İddianamede adı sayılan ve hakimi onlara hedef gösterdiğim öne sürülen o terör örgütlerinin davalarına bakan tüm avukatlar da o davalarda yargılanan tüm sanıklar da hakimlerin, heyetin, sizlerin adını o tutanaklarda zaten görmektedir. Üstelik sicil numaraları Google’dan arandığında zaten hakim-savcı atama kararnamelerine, görev yerlerine, en son hangi ilden hangi ile atandığınız dahi görülmektedir. Aynı şekilde atama kararnameleri HSK’nın kendi sayfasında da yayınlanıyor. Yani hakim savcıların isimleri 2024 yılında artık gizli bilgi değildir, alenileşmiş durumdalar. Sadece bir hakimin isminin, mahkemenin başkanı olduğu için haberde geçmiş olması TMK 6/1’de tanımlanan hedef gösterme suçuna dayanak oluşturamaz.

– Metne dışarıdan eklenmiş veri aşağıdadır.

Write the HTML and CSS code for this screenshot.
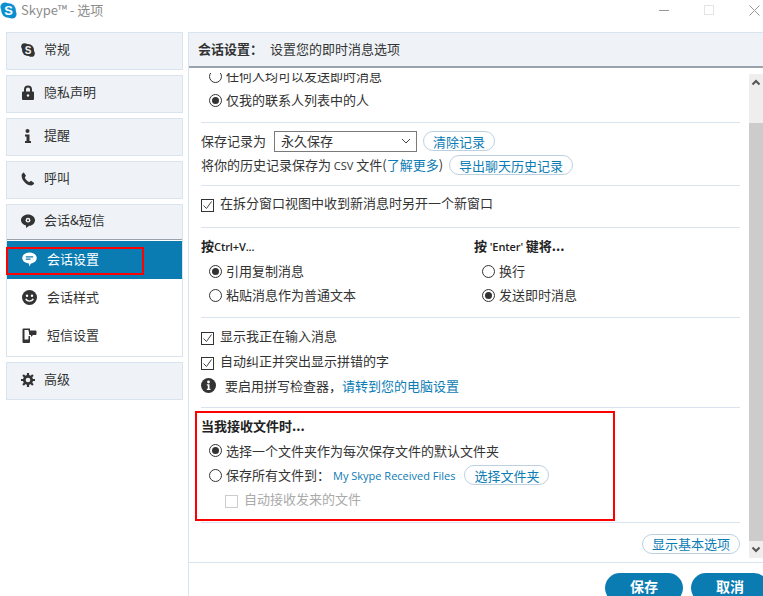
FILE: index.html
```html
<!DOCTYPE html>
<html lang="zh-CN">
<head>
<meta charset="utf-8">
<title>Skype - 选项</title>
<link rel="stylesheet" href="styles.css">
</head>
<body>
<div class="window">
  <header class="titlebar">
    <svg class="logo" width="17" height="17" viewBox="0 0 17 17"><circle cx="5" cy="5" r="4.6" fill="#0b8fd0"/><circle cx="12" cy="12" r="4.6" fill="#0b8fd0"/><circle cx="8.5" cy="8.5" r="7.3" fill="#0b8fd0"/><text x="8.5" y="13" text-anchor="middle" class="logo-s">S</text></svg>
    <span class="title">Skype™ - 选项</span>
    <div class="winbtns">
      <svg width="10" height="10" viewBox="0 0 10 10"><path d="M0 5.5h10" stroke="#999" fill="none"/></svg>
      <svg width="10" height="10" viewBox="0 0 10 10"><rect x=".5" y=".5" width="9" height="9" stroke="#e4e4e4" fill="none"/></svg>
      <svg width="11" height="11" viewBox="0 0 11 11"><path d="M.5.5l10 10M10.500.5l-10 10" stroke="#999" fill="none"/></svg>
    </div>
  </header>
  <div class="columns">
    <nav class="sidebar">
      <a class="card"><svg class="ic" width="14" height="14" viewBox="0 0 14 14"><circle cx="3.600" cy="3.600" r="3.400" fill="#333"/><circle cx="10.400" cy="10.400" r="3.400" fill="#333"/><circle cx="7" cy="7" r="6" fill="#333"/><text x="7" y="10.500" text-anchor="middle" class="ic-s">S</text></svg>常规</a>
      <a class="card"><svg class="ic" width="14" height="15" viewBox="0 0 14 15"><path d="M2 6.500h10a1 1 0 0 1 1 1V14a1 1 0 0 1-1 1H2a1 1 0 0 1-1-1V7.500a1 1 0 0 1 1-1z" fill="#333"/><path d="M4 7V4.500a3 3 0 0 1 6 0V7" stroke="#333" stroke-width="2" fill="none"/><circle cx="7" cy="10.500" r="1.200" fill="#eff3f8"/></svg>隐私声明</a>
      <a class="card"><svg class="ic" width="14" height="14" viewBox="0 0 14 14"><circle cx="6.500" cy="2" r="2" fill="#333"/><path d="M4 5.500h4.500V12H10v2H4v-2h1.500V7.500H4z" fill="#333"/></svg>提醒</a>
      <a class="card"><svg class="ic" width="14" height="14" viewBox="0 0 14 14"><path d="M2.800.6L5 3.800 3.800 5.400c.6 2 2.600 4 4.600 4.600l1.600-1.200 3.200 2.300c-.5 1.300-1.500 2.300-2.700 2.300C5.600 13.400.6 8.300.6 3.400.6 2.200 1.500 1.100 2.800.6z" fill="#333"/></svg>呼叫</a>
      <div class="group">
        <a class="card card-open"><svg class="ic" width="14" height="14" viewBox="0 0 14 14"><path d="M7 .5c3.900 0 7 2.500 7 5.700 0 3-2.500 5.300-5.800 5.600L5 14v-2.500C2.100 10.800 0 8.700 0 6.200 0 3 3.100.5 7 .5z" fill="#333"/><circle cx="7" cy="6.200" r="2.400" fill="#eff3f8"/><circle cx="7" cy="6.200" r="1" fill="#333"/></svg>会话&amp;短信</a>
        <a class="sub sub-active"><svg class="ic" width="15" height="15" viewBox="0 0 15 15"><path d="M7.500.5c4 0 7.200 2.400 7.200 5.500s-2.600 5-5.700 5.400L7 14.500V11.400C3 11 .3 9 .3 6 .3 2.900 3.500.5 7.500.5z" fill="#fff"/><path d="M3.800 4.800h7.400M3.800 7.200h4.700" stroke="#0a7cb2" stroke-width="1.200"/></svg>会话设置</a>
        <a class="sub"><svg class="ic" width="15" height="15" viewBox="0 0 15 15"><circle cx="7.500" cy="7.500" r="7.500" fill="#333"/><circle cx="5" cy="5.800" r="1.200" fill="#fff"/><circle cx="10" cy="5.800" r="1.200" fill="#fff"/><path d="M3.800 8.800c1 3 6.400 3 7.400 0" stroke="#fff" stroke-width="1.300" fill="none"/></svg>会话样式</a>
        <a class="sub"><svg class="ic" width="15" height="15" viewBox="0 0 15 15"><path d="M.5 1.500a1 1 0 0 1 1-1H8v3H6.500V2h-4v9.500h4V8H8v6a1 1 0 0 1-1 1H1.500a1 1 0 0 1-1-1z" fill="#333"/><path d="M7 2.500h6.500a1 1 0 0 1 1 1V6a1 1 0 0 1-1 1H11l-2 2V7H8a1 1 0 0 1-1-1z" fill="#333"/></svg>短信设置</a>
      </div>
      <a class="card"><svg class="ic" width="14" height="14" viewBox="0 0 14 14"><circle cx="7" cy="7" r="3.800" fill="none" stroke="#333" stroke-width="2.600"/><path d="M7 0v14M0 7h14M2.050 2.050l9.900 9.900M11.950 2.050l-9.900 9.900" stroke="#333" stroke-width="2.200"/><circle cx="7" cy="7" r="2.300" fill="#eff3f8"/></svg>高级</a>
    </nav>
    <main class="main">
      <div class="main-head"><b>会话设置：</b>设置您的即时消息选项</div>
      <div class="main-body">
        <div class="content">
          <section class="sec sec-1">
            <div class="row radio-row"><i class="radio"></i>任何人均可以发送即时消息</div>
            <div class="row radio-row"><i class="radio on"></i>仅我的联系人列表中的人</div>
          </section>
          <section class="sec sec-2">
            <div class="row">保存记录为
              <div class="select">永久保存<svg width="10" height="6" viewBox="0 0 10 6"><path d="M1 1l4 4 4-4" stroke="#444" fill="none"/></svg></div>
              <a class="pill">清除记录</a>
            </div>
            <div class="row"><span>将你的历史记录保存为<span class="latin"> CSV </span>文件(<a class="link">了解更多</a>)</span>
              <a class="pill pill-export">导出聊天历史记录</a>
            </div>
          </section>
          <section class="sec sec-3">
            <div class="row"><i class="check"><svg width="11" height="11" viewBox="0 0 11 11"><path d="M1.500 5.500l3 3 5-7" stroke="#444" fill="none"/></svg></i>在拆分窗口视图中收到新消息时另开一个新窗口</div>
          </section>
          <section class="sec sec-4">
            <div class="col col-left">
              <div class="row heading"><span>按<span class="narrow">Ctrl+V...</span></span></div>
              <div class="row radio-row"><i class="radio on"></i>引用复制消息</div>
              <div class="row radio-row"><i class="radio"></i>粘贴消息作为普通文本</div>
            </div>
            <div class="col">
              <div class="row heading"><span>按<span class="narrow">&nbsp;'Enter'&nbsp;</span>键将...</span></div>
              <div class="row radio-row"><i class="radio"></i>换行</div>
              <div class="row radio-row"><i class="radio on"></i>发送即时消息</div>
            </div>
          </section>
          <section class="sec sec-5">
            <div class="row"><i class="check"><svg width="11" height="11" viewBox="0 0 11 11"><path d="M1.500 5.500l3 3 5-7" stroke="#444" fill="none"/></svg></i>显示我正在输入消息</div>
            <div class="row"><i class="check"><svg width="11" height="11" viewBox="0 0 11 11"><path d="M1.500 5.500l3 3 5-7" stroke="#444" fill="none"/></svg></i>自动纠正并突出显示拼错的字</div>
            <div class="row"><svg class="info" width="15" height="15" viewBox="0 0 15 15"><circle cx="7.500" cy="7.500" r="7.500" fill="#333"/><circle cx="7.500" cy="4" r="1.400" fill="#fff"/><path d="M5.800 6.300h2.700v4.400h1v1.300H5.800v-1.300h1V7.600h-1z" fill="#fff"/></svg>要启用拼写检查器，<a class="link">请转到您的电脑设置</a></div>
          </section>
          <section class="sec sec-6">
            <div class="row heading">当我接收文件时...</div>
            <div class="row radio-row"><i class="radio on"></i>选择一个文件夹作为每次保存文件的默认文件夹</div>
            <div class="row radio-row"><i class="radio"></i>保存所有文件到：<a class="link path">My Skype Received Files</a><a class="pill pill-folder">选择文件夹</a></div>
            <div class="row row-off"><i class="check check-off"></i>自动接收发来的文件</div>
          </section>
          <div class="more"><a class="pill">显示基本选项</a></div>
        </div>
        <div class="scrollbar">
          <svg class="arrow" width="14" height="17" viewBox="0 0 14 17"><path d="M3.500 10.500L7 7l3.500 3.500" stroke="#555" stroke-width="2" fill="none"/></svg>
          <div class="track-gap"></div>
          <div class="thumb"></div>
          <svg class="arrow" width="14" height="17" viewBox="0 0 14 17"><path d="M3.500 6.500L7 10l3.500-3.500" stroke="#555" stroke-width="2" fill="none"/></svg>
        </div>
      </div>
      <footer class="footer"><a class="action">保存</a><a class="action">取消</a></footer>
    </main>
  </div>
  <div class="mark mark-nav"></div>
  <div class="mark mark-files"></div>
</div>
</body>
</html>
```
FILE: styles.css
```css
* { box-sizing: border-box; }
html, body { margin: 0; height: 100%; overflow: hidden; background: #fff; }
.window {
  position: relative;
  width: 763px;
  height: 596px;
  overflow: hidden;
  font: 13px/24px "Noto Sans CJK SC", "Liberation Sans", sans-serif;
  color: #333;
}
.titlebar { height: 32px; display: flex; align-items: flex-start; padding-top: 1px; }
.logo { margin-top: 1px; flex: none; }
.logo-s { font: bold 13px "Liberation Sans", sans-serif; fill: #fff; }
.ic-s { font: bold 10px "Liberation Sans", sans-serif; fill: #eff3f8; }
.title { margin-left: 4px; color: #8c8c8c; line-height: 18px; font-size: 13px; }
.winbtns { margin-left: auto; display: flex; gap: 35px; padding: 4px 3px 0 0; }
.columns { display: flex; height: 564px; padding-left: 6px; }
.sidebar { width: 177px; flex: none; display: flex; flex-direction: column; gap: 5px; }
.card {
  height: 38px;
  flex: none;
  display: flex;
  align-items: center;
  padding: 0 0 5px 14px;
  background: #eff3f8;
  border: 1px solid #d9e4ee;
}
.ic { flex: none; margin: 2px 9px 0 0; }
.group { border: 1px solid #d9e4ee; height: 153px; flex: none; }
.card-open { border: 0; border-bottom: 1px solid #9aa3ab; height: 35px; margin-bottom: 1px; padding-left: 14px; padding-bottom: 4px; }
.sub { height: 38px; display: flex; align-items: center; padding: 0 0 3px 15px; }
.sub .ic { margin-right: 10px; }
.sub-active { background: #0a7cb2; color: #fff; }
.main { margin-left: 5px; flex: 1; min-width: 0; display: flex; flex-direction: column; border-left: 1px solid #d9e4ee; }
.main-head {
  height: 36px;
  flex: none;
  background: #eff3f8;
  border-top: 1px solid #d9e4ee;
  border-bottom: 2px solid #9aa3ab;
  padding-left: 9px;
  line-height: 31px;
  color: #333;
}
.main-head b { margin-right: 7px; }
.main-body { flex: 1; display: flex; min-height: 0; border-bottom: 1px solid #d9e4ee; }
.content { flex: 1; min-width: 0; margin: 5px 9px 0 12px; overflow: hidden; }
.sec { border-bottom: 1px solid #d9e4ee; }
.row { height: 24px; display: flex; align-items: center; white-space: nowrap; }
.radio-row { padding-left: 8px; }
.sec-1 { margin-top: -9px; height: 59px; }
.sec-2 { padding-top: 6px; height: 63px; }
.sec-3 { padding-top: 5px; height: 42px; }
.sec-4 { display: flex; padding-top: 6px; height: 90px; }
.sec-4 .heading { height: 25px; padding-bottom: 1px; }
.col-left { width: 273px; }
.sec-5 { padding-top: 5px; height: 90px; }
.sec-5 .row { height: 25px; }
.sec-6 { padding-top: 6px; height: 115px; }
.sec-6 .row { height: 24.500px; }
.sec-6 .row-off { height: 23px; }
.heading { font-weight: 700; color: #222; }
.narrow { font-family: "Open Sans", "Liberation Sans", sans-serif; font-size: 11px; font-weight: 600; letter-spacing: -.1px; }
.latin { font-family: "Open Sans", "Liberation Sans", sans-serif; font-size: 11px; }
.radio {
  width: 13px; height: 13px; flex: none; margin-right: 4px;
  border: 1px solid #333; border-radius: 50%; background: #fff;
  display: flex; align-items: center; justify-content: center;
}
.radio.on::before { content: ""; width: 7px; height: 7px; border-radius: 50%; background: #333; }
.check { width: 13px; height: 13px; flex: none; margin-right: 6px; margin-top: 5px; border: 1px solid #333; display: flex; align-items: center; justify-content: center; }
.check-off { border-color: #ccc; margin-left: 24px; }
.row-off { color: #aaa; }
.info { margin-right: 9px; }
.link { color: #0c7cb4; }
.path { font: 11px "Open Sans", "Liberation Sans", sans-serif; margin-left: 3px; }
.select {
  width: 143px; height: 21px; flex: none; margin-left: 8px;
  border: 1px solid #7a7a7a; padding: 0 5px 0 6px;
  display: flex; align-items: center; justify-content: space-between;
  background: #fff;
}
.pill {
  height: 20px; padding: 0 9px; flex: none; margin-left: 6px;
  border: 1px solid #bdd0df; border-radius: 10px;
  color: #0c7cb4; line-height: 17px; display: inline-flex; align-items: center; background: #fff;
}
.pill-export { margin-left: 6px; }
.pill-folder { margin-left: 9px; }
.more { height: 41px; display: flex; align-items: center; justify-content: flex-end; }
.scrollbar { width: 14px; flex: none; margin-top: 6px; margin-bottom: 4px; background: #eee; display: flex; flex-direction: column; }
.arrow { flex: none; }
.track-gap { height: 32px; flex: none; }
.thumb { flex: 1; background: #ccc; }
.footer { flex: none; height: 33px; display: flex; justify-content: flex-end; gap: 8px; padding-top: 10px; margin-right: -6px; }
.action {
  width: 78px; height: 30px; flex: none; padding-bottom: 5px;
  background: #0a7cb2; color: #fff; font-size: 14px; font-weight: 700; border-radius: 15px;
  display: flex; align-items: center; justify-content: center;
}
.mark { position: absolute; border: 2px solid #f00; pointer-events: none; }
.mark-nav { left: 6px; top: 247px; width: 138px; height: 28px; }
.mark-files { left: 195px; top: 411px; width: 420px; height: 110px; }
```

Bu davanın artık turnusol kağıdı haline geldiğini bilmenizi isterim: Basın ve ifade özgürlüğünü bir tarafa bırakıyorum, Türkiye Cumhuriyeti Devleti’nin bir yurttaşı olarak, Adalet Bakan Yardımcısı olan bir hakime karşı dahi haklarımı koruyacak bir adalet, yargı sistemimiz olup olmadığını ortaya koyacaktır vereceğiniz karar.

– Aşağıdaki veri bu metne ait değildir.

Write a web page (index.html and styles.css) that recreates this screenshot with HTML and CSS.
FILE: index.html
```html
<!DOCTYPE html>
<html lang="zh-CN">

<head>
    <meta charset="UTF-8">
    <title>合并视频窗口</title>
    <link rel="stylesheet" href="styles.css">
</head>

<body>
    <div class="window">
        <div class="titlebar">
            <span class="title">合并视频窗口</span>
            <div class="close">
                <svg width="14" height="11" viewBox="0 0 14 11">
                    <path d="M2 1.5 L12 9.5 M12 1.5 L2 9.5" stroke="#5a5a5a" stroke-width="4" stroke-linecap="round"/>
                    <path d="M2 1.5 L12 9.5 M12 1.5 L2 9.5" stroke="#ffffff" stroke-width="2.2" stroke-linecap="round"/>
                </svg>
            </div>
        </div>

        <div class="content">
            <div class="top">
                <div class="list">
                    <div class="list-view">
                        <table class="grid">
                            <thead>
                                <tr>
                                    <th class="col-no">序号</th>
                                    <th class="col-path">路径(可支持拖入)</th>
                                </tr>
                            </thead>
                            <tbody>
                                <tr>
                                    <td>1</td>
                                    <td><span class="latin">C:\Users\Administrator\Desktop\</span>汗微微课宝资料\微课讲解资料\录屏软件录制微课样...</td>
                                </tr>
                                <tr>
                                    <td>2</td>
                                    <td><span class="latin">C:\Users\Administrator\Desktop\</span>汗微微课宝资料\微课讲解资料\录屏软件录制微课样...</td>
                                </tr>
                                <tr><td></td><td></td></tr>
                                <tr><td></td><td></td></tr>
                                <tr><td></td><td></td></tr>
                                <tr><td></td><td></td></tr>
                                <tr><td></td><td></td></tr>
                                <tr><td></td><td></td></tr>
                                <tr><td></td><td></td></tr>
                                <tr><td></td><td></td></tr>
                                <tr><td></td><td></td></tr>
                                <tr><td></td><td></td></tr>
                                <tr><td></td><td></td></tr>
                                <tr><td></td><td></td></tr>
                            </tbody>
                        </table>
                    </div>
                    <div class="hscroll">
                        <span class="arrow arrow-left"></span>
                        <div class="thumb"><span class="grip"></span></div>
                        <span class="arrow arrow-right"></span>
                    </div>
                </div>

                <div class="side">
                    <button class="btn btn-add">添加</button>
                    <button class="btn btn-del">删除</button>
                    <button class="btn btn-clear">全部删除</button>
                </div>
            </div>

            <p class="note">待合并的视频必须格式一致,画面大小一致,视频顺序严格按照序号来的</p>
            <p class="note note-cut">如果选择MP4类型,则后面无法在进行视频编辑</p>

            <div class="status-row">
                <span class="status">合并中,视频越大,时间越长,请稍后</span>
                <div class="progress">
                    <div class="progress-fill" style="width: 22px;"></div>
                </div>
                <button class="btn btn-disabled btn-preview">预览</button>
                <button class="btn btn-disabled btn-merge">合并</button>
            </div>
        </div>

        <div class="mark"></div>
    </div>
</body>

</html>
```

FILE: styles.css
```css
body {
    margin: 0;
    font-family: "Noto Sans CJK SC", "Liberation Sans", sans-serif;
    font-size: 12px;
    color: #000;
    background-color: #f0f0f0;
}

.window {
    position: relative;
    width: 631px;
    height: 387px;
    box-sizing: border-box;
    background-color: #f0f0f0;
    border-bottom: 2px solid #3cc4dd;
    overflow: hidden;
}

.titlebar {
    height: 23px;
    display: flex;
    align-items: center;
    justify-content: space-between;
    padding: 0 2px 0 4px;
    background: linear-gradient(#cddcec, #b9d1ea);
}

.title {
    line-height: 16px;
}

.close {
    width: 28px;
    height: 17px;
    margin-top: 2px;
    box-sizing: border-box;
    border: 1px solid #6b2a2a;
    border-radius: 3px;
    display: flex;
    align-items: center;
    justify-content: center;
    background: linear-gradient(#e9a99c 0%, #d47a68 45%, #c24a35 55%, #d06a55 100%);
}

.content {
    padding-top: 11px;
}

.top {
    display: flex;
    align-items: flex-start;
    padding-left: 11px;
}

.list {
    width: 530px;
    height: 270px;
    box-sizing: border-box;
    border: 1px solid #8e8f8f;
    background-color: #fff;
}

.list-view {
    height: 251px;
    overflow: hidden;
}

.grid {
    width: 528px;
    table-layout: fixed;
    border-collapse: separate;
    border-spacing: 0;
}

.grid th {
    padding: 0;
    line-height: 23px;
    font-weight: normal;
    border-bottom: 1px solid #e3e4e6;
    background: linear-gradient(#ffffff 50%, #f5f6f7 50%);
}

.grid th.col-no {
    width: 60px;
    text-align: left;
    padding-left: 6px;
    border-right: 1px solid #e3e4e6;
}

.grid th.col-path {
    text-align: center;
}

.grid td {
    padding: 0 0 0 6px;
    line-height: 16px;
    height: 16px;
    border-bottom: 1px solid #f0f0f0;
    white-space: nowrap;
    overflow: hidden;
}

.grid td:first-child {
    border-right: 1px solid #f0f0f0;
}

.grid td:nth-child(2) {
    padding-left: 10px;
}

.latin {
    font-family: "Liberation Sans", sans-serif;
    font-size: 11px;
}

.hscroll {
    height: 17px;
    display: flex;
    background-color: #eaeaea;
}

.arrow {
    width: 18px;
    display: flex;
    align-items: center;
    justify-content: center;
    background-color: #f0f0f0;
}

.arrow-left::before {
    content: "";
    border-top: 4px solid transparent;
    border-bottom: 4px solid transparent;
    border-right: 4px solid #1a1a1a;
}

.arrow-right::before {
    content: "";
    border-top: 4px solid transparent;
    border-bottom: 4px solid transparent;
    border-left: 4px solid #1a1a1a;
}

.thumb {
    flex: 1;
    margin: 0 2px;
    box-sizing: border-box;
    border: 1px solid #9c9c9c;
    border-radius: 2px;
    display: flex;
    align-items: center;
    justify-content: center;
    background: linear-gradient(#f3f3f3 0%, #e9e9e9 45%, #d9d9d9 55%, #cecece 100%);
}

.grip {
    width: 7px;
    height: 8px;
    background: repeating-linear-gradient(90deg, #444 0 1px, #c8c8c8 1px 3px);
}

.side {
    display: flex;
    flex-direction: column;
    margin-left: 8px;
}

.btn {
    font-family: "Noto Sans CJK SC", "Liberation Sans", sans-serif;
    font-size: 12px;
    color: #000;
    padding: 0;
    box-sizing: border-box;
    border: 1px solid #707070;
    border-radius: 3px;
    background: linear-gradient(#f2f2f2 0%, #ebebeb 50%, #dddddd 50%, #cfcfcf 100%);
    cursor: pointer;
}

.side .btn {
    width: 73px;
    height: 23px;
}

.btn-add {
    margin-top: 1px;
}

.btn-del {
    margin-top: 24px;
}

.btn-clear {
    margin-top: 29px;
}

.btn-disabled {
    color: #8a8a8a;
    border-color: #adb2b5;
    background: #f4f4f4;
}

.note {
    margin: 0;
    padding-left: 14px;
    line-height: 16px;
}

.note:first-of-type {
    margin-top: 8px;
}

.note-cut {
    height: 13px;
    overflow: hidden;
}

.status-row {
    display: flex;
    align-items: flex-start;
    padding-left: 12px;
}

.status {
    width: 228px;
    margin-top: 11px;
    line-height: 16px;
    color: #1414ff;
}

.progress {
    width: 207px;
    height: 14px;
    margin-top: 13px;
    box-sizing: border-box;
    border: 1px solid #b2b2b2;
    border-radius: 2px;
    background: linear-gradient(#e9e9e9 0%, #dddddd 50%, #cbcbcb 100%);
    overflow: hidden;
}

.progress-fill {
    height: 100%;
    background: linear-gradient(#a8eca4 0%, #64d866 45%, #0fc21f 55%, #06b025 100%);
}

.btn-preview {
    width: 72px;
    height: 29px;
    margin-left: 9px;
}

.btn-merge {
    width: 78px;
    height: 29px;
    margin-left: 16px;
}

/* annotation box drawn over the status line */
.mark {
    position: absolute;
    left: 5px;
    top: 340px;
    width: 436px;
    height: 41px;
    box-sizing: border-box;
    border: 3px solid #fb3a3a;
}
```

Bu karar sadece Mansur Çelik’in kişisel tarihini etkilemeyecek, basın ve ifade özgürlüğünün Şubat 2024’te hangi noktada olduğunu da ispatlayacak, mahkemenizin alacağı karar da Türk basın tarihine geçmiş olacak.
Hüküm alt sınırdan
Mahkeme, Çelik'in savunmasının ve avukatının beyanlarının ardından duruşmaya ara verdi. Aranın ardından kararını açıklayan mahkeme, Mansur Çelik’e TMK 6/1’de tanımlanan yasal alt sınır olan 1 yıl hapis cezası verdi. Bunu 10 aya indiren mahkeme, daha sonra bu cezayı da 6 aya düşürerek, erteledi. Mahkeme, 14 aydır uygulanan yurt dışı yasağı tedbirini de kaldırdı.
Çelik, gerekçeli kararın açıklanmasının ardından mahkumiyet kararının bozulması için İstinaf’a başvuracaklarını söyledi.